So they understand this was a poor decision, have the power to fix it now, and… Don’t? I don’t understand. This is terrible reasoning.

A week is a subjective amount of time given the amount of hours in a day. How many hours of dedicated gameplay would it take to unlock flying? Could I do it in a week at an hour per day? Two? Three? That said, again: They’ve realized forcing a rep grind is a poor decision, yet choose to leave it in until the expansion? Why? Is the goal to see how many players they can lose, so that the supposed “improvements” will make the game look like it’s making a huge comeback?

Catch-up gear should be what’s available, grind free. I shouldn’t be able to hang with people who’ve been dedicated, but having to grind dailies to get decent 8.3 gear is a joke. You said that we get 2-3 items per daily cycle, yeah? Let’s be optimistic and say we get three every time. There are 14 slots, not counting necklace and cloak (both of which require quests to acquire at any decent level). Assuming that we optimistically get three upgrades per day and, stretching that optimism to the point of absurdity by saying each of those three upgrades go into a different slot, that’s a minimum of four days before I get to play the game at the lowest level.

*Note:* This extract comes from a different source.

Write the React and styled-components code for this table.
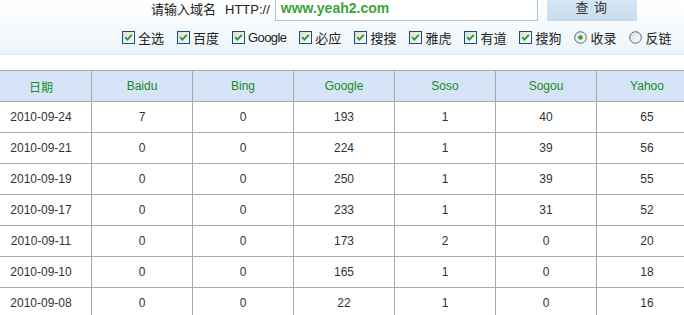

On top of the level grind. That’s taxing me to play the game - if all goes well, I just paid somewhere between $3.75-7.50 to play at the entry level. Which I think is what I said it cost anyways.

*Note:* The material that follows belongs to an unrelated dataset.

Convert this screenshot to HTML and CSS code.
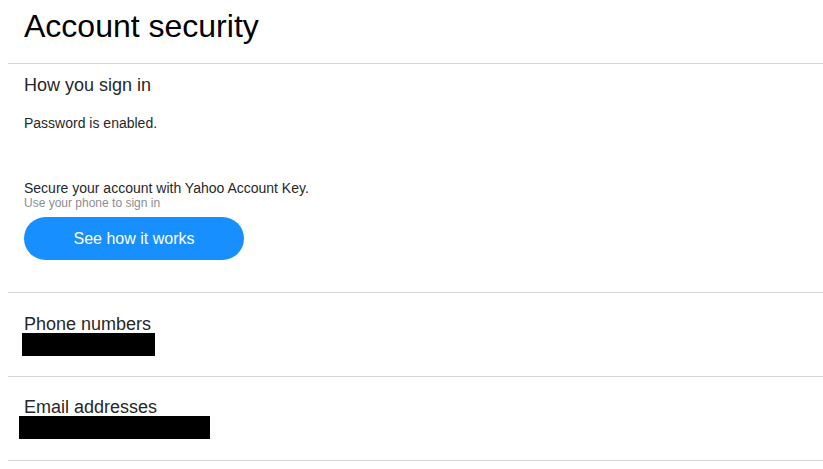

Garrosh went from killing somebody for nuking a city in Cataclysm, then turned around and nuked a city in MoP. He goes from wishing Magatha Grimtotem a slow, painful death for poisoning Cairne to deciding to push the plague as a weapon of war. There was no gradual turning of his head - he just kinda… Became evil one day.

Easy question, easy answer. She got wrecked by Arthas twice, dropped that fight to Godfrey and the Gang, and managed to get run out of her own city by Varimathras. Bolvar, on the other hand, faced down Onyxia, nearly died at the Wrathgate, then got brought back by Dragonfire. On top of the dragon magic, he got the Lich King powers. Yet now, against all odds, Sylvanas picked up an effortless W against a power that had been being built for all of Legion and from WotLK. They sacrificed Bolvar to build Sylvanas’ legend. It’s the classic Dragonball Z move: establish a badass by having them take out a different badass. Then she ripped the Lich King helmet in half, despite it being crafted by some pretty top notch demons.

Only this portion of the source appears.